■ Provided material:
───
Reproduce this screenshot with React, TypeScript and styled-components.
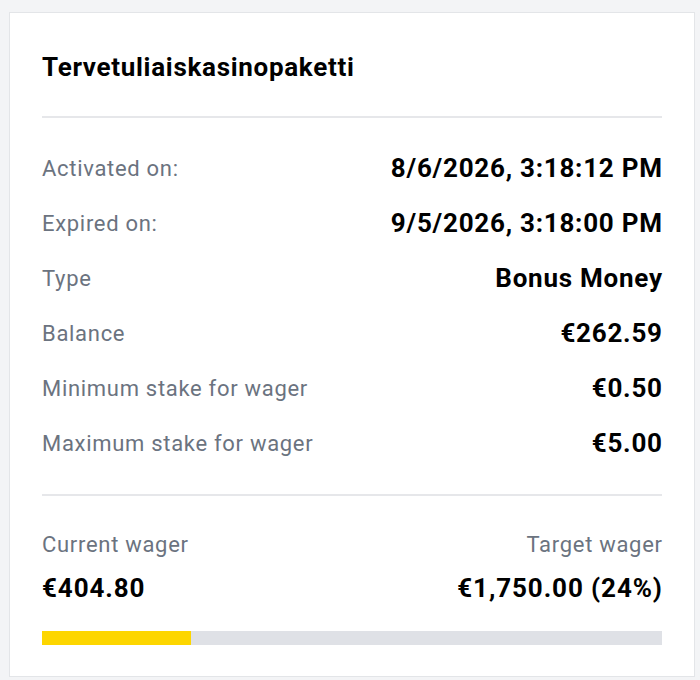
import React from "react";
import styled, { createGlobalStyle } from "styled-components";

const Global = createGlobalStyle`
  html, body { margin: 0; padding: 0; background: #f3f4f6; }
  body { font-family: Roboto, "Noto Sans", Arial, sans-serif; }
`;

const Page = styled.div`
  padding: 12px 5px 3px 9px;
`;

const Card = styled.div`
  background: #ffffff;
  border: 1px solid #e3e5e8;
  padding: 40px 32px 31px 32px;
  height: 665px;
  box-sizing: border-box;
  display: flex;
  flex-direction: column;
`;

const Title = styled.h2`
  margin: 0;
  font-size: 26px;
  line-height: 28px;
  letter-spacing: 0.7px;
  font-weight: 700;
  color: #000;
`;

const Divider = styled.hr<{ $top: number; $bottom: number }>`
  border: 0;
  height: 2px;
  background: #e6e7ea;
  margin: ${(p) => `${p.$top}px 0 ${p.$bottom}px`};
`;

const List = styled.div`
  display: flex;
  flex-direction: column;
`;

const Row = styled.div`
  display: flex;
  justify-content: space-between;
  align-items: center;
  height: 55px;
`;

const Label = styled.span`
  font-size: 22px;
  letter-spacing: 0.7px;
  color: #6b7380;
`;

const Value = styled.span`
  font-size: 26px;
  letter-spacing: 0.75px;
  margin-right: -0.75px;
  font-weight: 700;
  color: #000;
`;

const WagerGrid = styled.div`
  display: grid;
  grid-template-columns: 1fr 1fr;
  row-gap: 19px;
`;

const WagerLabel = styled.span<{ $right?: boolean }>`
  font-size: 22px;
  line-height: 24px;
  letter-spacing: 0.7px;
  color: #6b7380;
  text-align: ${(p) => (p.$right ? "right" : "left")};
  margin-right: ${(p) => (p.$right ? "-0.7px" : "0")};
`;

const WagerValue = styled.span<{ $right?: boolean }>`
  font-size: 26px;
  line-height: 24px;
  letter-spacing: 0.9px;
  font-weight: 700;
  color: #000;
  text-align: ${(p) => (p.$right ? "right" : "left")};
  margin-right: ${(p) => (p.$right ? "-0.9px" : "0")};
`;

const Track = styled.div`
  margin-top: 31px;
  height: 15px;
  background: #dfe1e6;
`;

const Fill = styled.div`
  height: 100%;
  background: #fdd600;
`;

const rows: [string, string][] = [
  ["Activated on:", "8/6/2026, 3:18:12 PM"],
  ["Expired on:", "9/5/2026, 3:18:00 PM"],
  ["Type", "Bonus Money"],
  ["Balance", "€262.59"],
  ["Minimum stake for wager", "€0.50"],
  ["Maximum stake for wager", "€5.00"],
];

export default function App() {
  const pct = 24;
  return (
    <>
      <Global />
      <Page>
        <Card>
          <Title>Tervetuliaiskasinopaketti</Title>
          <Divider $top={35} $bottom={23} />
          <List>
            {rows.map(([l, v]) => (
              <Row key={l}>
                <Label>{l}</Label>
                <Value>{v}</Value>
              </Row>
            ))}
          </List>
          <Divider $top={23} $bottom={37} />
          <WagerGrid>
            <WagerLabel>Current wager</WagerLabel>
            <WagerLabel $right>Target wager</WagerLabel>
            <WagerValue>€404.80</WagerValue>
            <WagerValue $right>€1,750.00 ({pct}%)</WagerValue>
          </WagerGrid>
          <Track>
            <Fill style={{ width: `${pct}%` }} />
          </Track>
        </Card>
      </Page>
    </>
  );
}
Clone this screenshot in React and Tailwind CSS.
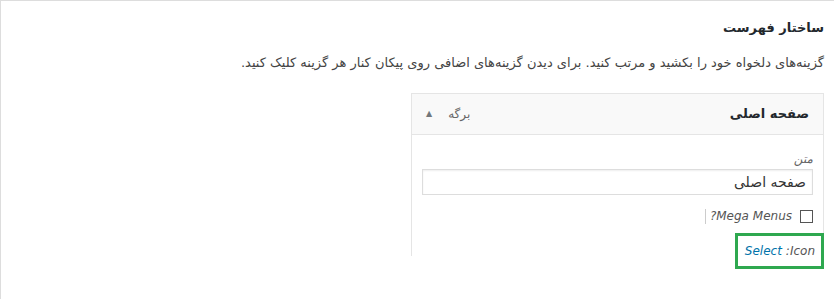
import React from "react";

const MenuStructure = () => {
  return (
    <div
      dir="rtl"
      className="w-[834px] h-[299px] bg-white border-t border-l border-[#dddddd] overflow-hidden"
      style={{ fontFamily: '"DejaVu Sans", "Liberation Sans", sans-serif' }}
    >
      <div className="pr-[10px] pt-[17px]">
        <h3 className="text-[13px] font-bold text-[#23282d] leading-[20px]">
          ساختار فهرست
        </h3>
        <p className="mt-[16px] text-[13px] text-[#444] leading-[18px]">
          گزینه‌های دلخواه خود را بکشید و مرتب کنید. برای دیدن گزینه‌های اضافی
          روی پیکان کنار هر گزینه کلیک کنید.
        </p>

        {/* menu item panel */}
        <div className="relative mt-[21px] w-[413px]">
          <div className="flex items-center justify-between h-[42px] bg-[#f9f9f9] border border-[#e5e5e5] pr-[14px] pl-[14px]">
            <span className="text-[13px] font-bold text-[#23282d]">صفحه اصلی</span>
            <div className="flex items-center gap-[16px] text-[12px] text-[#666]">
              <span>برگه</span>
              <span className="text-[8px] text-[#72777c]">▲</span>
            </div>
          </div>
          <div className="h-[121px] border-l border-r border-[#e5e5e5] px-[10px] pt-[16px]">
            <label className="block text-[12px] italic text-[#666] leading-[16px]">
              متن
            </label>
            <div className="mt-[2px] h-[26px] border border-[#dddddd] flex items-center px-[6px] text-[14px] text-[#333] shadow-[inset_0_1px_2px_rgba(0,0,0,0.07)]">
              صفحه اصلی
            </div>
            <div className="mt-[12px] flex items-center gap-[8px]">
              <span className="w-[13px] h-[13px] border border-[#555] bg-white" />
              <span className="text-[12px] italic text-[#555]">Mega Menus?</span>
              <span className="w-px h-[15px] bg-[#cccccc] -mr-[4px]" />
            </div>
          </div>
          <div className="absolute right-0 top-[140px] w-[89px] h-[36px] border-[3px] border-[#2ea84f] flex items-center px-[6px] text-[12px] italic">
            <span className="text-[#555]">Icon:</span>
            <span className="text-[#0073aa] mr-[4px]">Select</span>
          </div>
        </div>
      </div>
    </div>
  );
};

export default function App() {
  return <MenuStructure />;
}
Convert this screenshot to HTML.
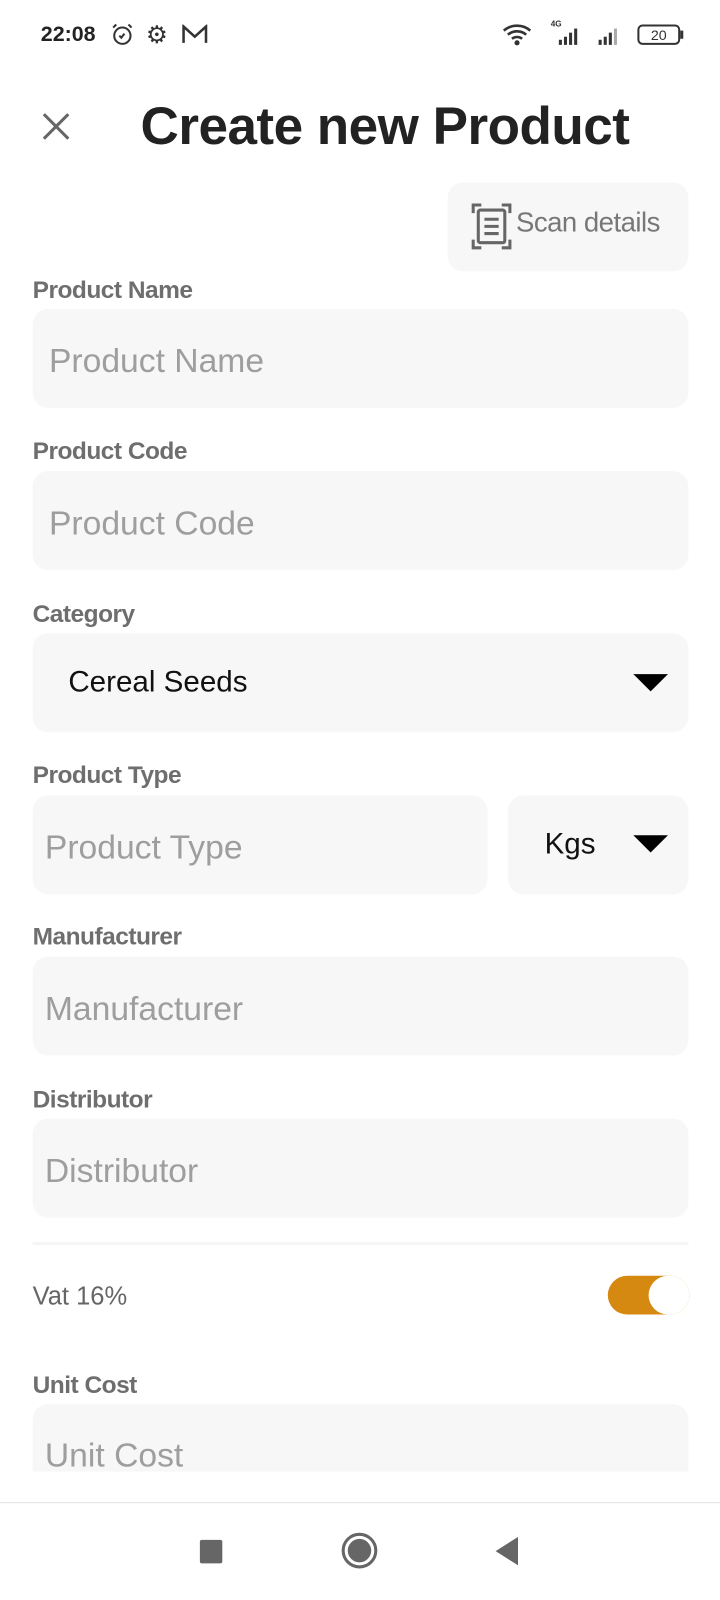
<!DOCTYPE html>
<html><head><meta charset="utf-8"><style>
*{margin:0;padding:0;box-sizing:border-box}
body{width:720px;height:1600px;background:#fff;font-family:"Liberation Sans",sans-serif;position:relative;overflow:hidden}
#w{position:absolute;left:0;top:0;width:706px;height:1569px;transform:scale(1.0198);transform-origin:0 0}
.a{position:absolute}
.lbl{position:absolute;left:32px;font-size:24px;font-weight:bold;color:#6e6e6e;letter-spacing:-0.5px}
.f{position:absolute;background:#f7f7f7;border-radius:15px;height:97px}
.ph{position:absolute;font-size:33px;color:#9e9e9e}
.tri{position:absolute;width:0;height:0;border-left:17px solid transparent;border-right:17px solid transparent;border-top:17px solid #000}
</style></head><body><div id="w">
<div class="a" style="left:40px;top:22px;font-size:21px;font-weight:bold;color:#222">22:08</div>
<svg class="a" style="left:108px;top:22px" width="24" height="24" viewBox="0 0 24 24"><circle cx="12" cy="13" r="8" fill="none" stroke="#333" stroke-width="2"/><path d="M9 13l2 2 3-4M3 5l3-3M21 5l-3-3" stroke="#333" stroke-width="2" fill="none"/></svg>
<div class="a" style="left:143px;top:20px;font-size:24px;color:#333">⚙</div>
<svg class="a" style="left:178px;top:24px" width="26" height="20" viewBox="0 0 26 20"><path d="M2 18V2l11 10L24 2v16" stroke="#333" stroke-width="2.5" fill="none"/></svg>
<svg class="a" style="left:492px;top:22px" width="32" height="24" viewBox="0 0 32 24"><path d="M2 8a20 20 0 0 1 26 0M6 12a14 14 0 0 1 18 0M10 16a8 8 0 0 1 10 0" stroke="#333" stroke-width="2.5" fill="none"/><circle cx="15" cy="20" r="2.5" fill="#333"/></svg>
<div class="a" style="left:540px;top:19px;font-size:8px;color:#333;font-weight:bold">4G</div>
<svg class="a" style="left:540px;top:25px" width="38" height="20"><rect x="8" y="14" width="3" height="5" fill="#333"/><rect x="13" y="11" width="3" height="8" fill="#333"/><rect x="18" y="7" width="3" height="12" fill="#333"/><rect x="23" y="3" width="3" height="16" fill="#333"/></svg>
<svg class="a" style="left:585px;top:25px" width="30" height="20"><rect x="2" y="14" width="3" height="5" fill="#333"/><rect x="7" y="11" width="3" height="8" fill="#333"/><rect x="12" y="7" width="3" height="12" fill="#333"/><rect x="17" y="3" width="3" height="16" fill="#aaa"/></svg>
<div class="a" style="left:625px;top:24px;width:42px;height:20px;border:2px solid #333;border-radius:5px;font-size:14px;text-align:center;line-height:16px;color:#333">20</div>
<div class="a" style="left:667px;top:30px;width:3px;height:8px;background:#333"></div>
<svg class="a" style="left:40px;top:109px" width="30" height="30"><path d="M3 3L27 27M27 3L3 27" stroke="#666" stroke-width="3"/></svg>
<div class="a" style="left:0;width:755px;text-align:center;top:94px;font-size:52px;font-weight:bold;color:#222;letter-spacing:-0.5px">Create new Product</div>
<div class="a" style="left:439px;top:179px;width:236px;height:87px;background:#f7f7f7;border-radius:15px"></div>
<svg class="a" style="left:462px;top:199px" width="40" height="46" viewBox="0 0 40 46"><path d="M2 10V2h8M30 2h8v8M38 36v8h-8M10 44H2v-8" stroke="#666" stroke-width="3" fill="none"/><rect x="7" y="7" width="26" height="32" rx="2" fill="none" stroke="#666" stroke-width="3"/><path d="M13 16h14M13 23h14M13 30h14" stroke="#666" stroke-width="3"/></svg>
<div class="a" style="left:506px;top:203px;font-size:27px;color:#777;letter-spacing:-0.5px">Scan details</div>

<div class="lbl" style="top:271px">Product Name</div>
<div class="f" style="left:32px;top:303px;width:643px"></div>
<div class="ph" style="left:48px;top:335px">Product Name</div>

<div class="lbl" style="top:429px">Product Code</div>
<div class="f" style="left:32px;top:462px;width:643px"></div>
<div class="ph" style="left:48px;top:494px">Product Code</div>

<div class="lbl" style="top:589px">Category</div>
<div class="f" style="left:32px;top:621px;width:643px"></div>
<div class="a" style="left:67px;top:653px;font-size:29px;color:#111">Cereal Seeds</div>
<div class="tri" style="left:621px;top:661px"></div>

<div class="lbl" style="top:747px">Product Type</div>
<div class="f" style="left:32px;top:780px;width:446px"></div>
<div class="ph" style="left:44px;top:812px">Product Type</div>
<div class="f" style="left:498px;top:780px;width:177px"></div>
<div class="a" style="left:534px;top:812px;font-size:29px;color:#111">Kgs</div>
<div class="tri" style="left:621px;top:819px"></div>

<div class="lbl" style="top:905px">Manufacturer</div>
<div class="f" style="left:32px;top:938px;width:643px"></div>
<div class="ph" style="left:44px;top:970px">Manufacturer</div>

<div class="lbl" style="top:1065px">Distributor</div>
<div class="f" style="left:32px;top:1097px;width:643px"></div>
<div class="ph" style="left:44px;top:1129px">Distributor</div>

<div class="a" style="left:32px;top:1218px;width:643px;height:3px;background:#f5f5f5"></div>
<div class="a" style="left:32px;top:1257px;font-size:25px;color:#666">Vat 16%</div>
<div class="a" style="left:596px;top:1251px;width:80px;height:38px;border-radius:19px;background:#d68910"></div>
<div class="a" style="left:636px;top:1251px;width:40px;height:38px;border-radius:19px;background:#fff"></div>

<div class="lbl" style="top:1345px">Unit Cost</div>
<div class="a" style="left:32px;top:1377px;width:643px;height:66px;background:#f7f7f7;border-radius:15px 15px 0 0"></div>
<div class="ph" style="left:44px;top:1408px;height:34px;overflow:hidden">Unit Cost</div>

<div class="a" style="left:0;top:1473px;width:720px;height:1px;background:#e0e0e0"></div>
<div class="a" style="left:196px;top:1510px;width:22px;height:23px;background:#666;border-radius:2px"></div>
<div class="a" style="left:335px;top:1503px;width:35px;height:35px;border-radius:50%;border:3px solid #666"></div>
<div class="a" style="left:341px;top:1509px;width:23px;height:23px;border-radius:50%;background:#666"></div>
<svg class="a" style="left:484px;top:1506px" width="24" height="30"><path d="M24 1V29L2 15Z" fill="#666"/></svg>
</div></body></html>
───
■ Aim of the exercise:
Whichever lines contain the string "React", select and copy them.

■ Response to the task:
Reproduce this screenshot with React, TypeScript and styled-components.
import React from "react";
Clone this screenshot in React and Tailwind CSS.
import React from "react";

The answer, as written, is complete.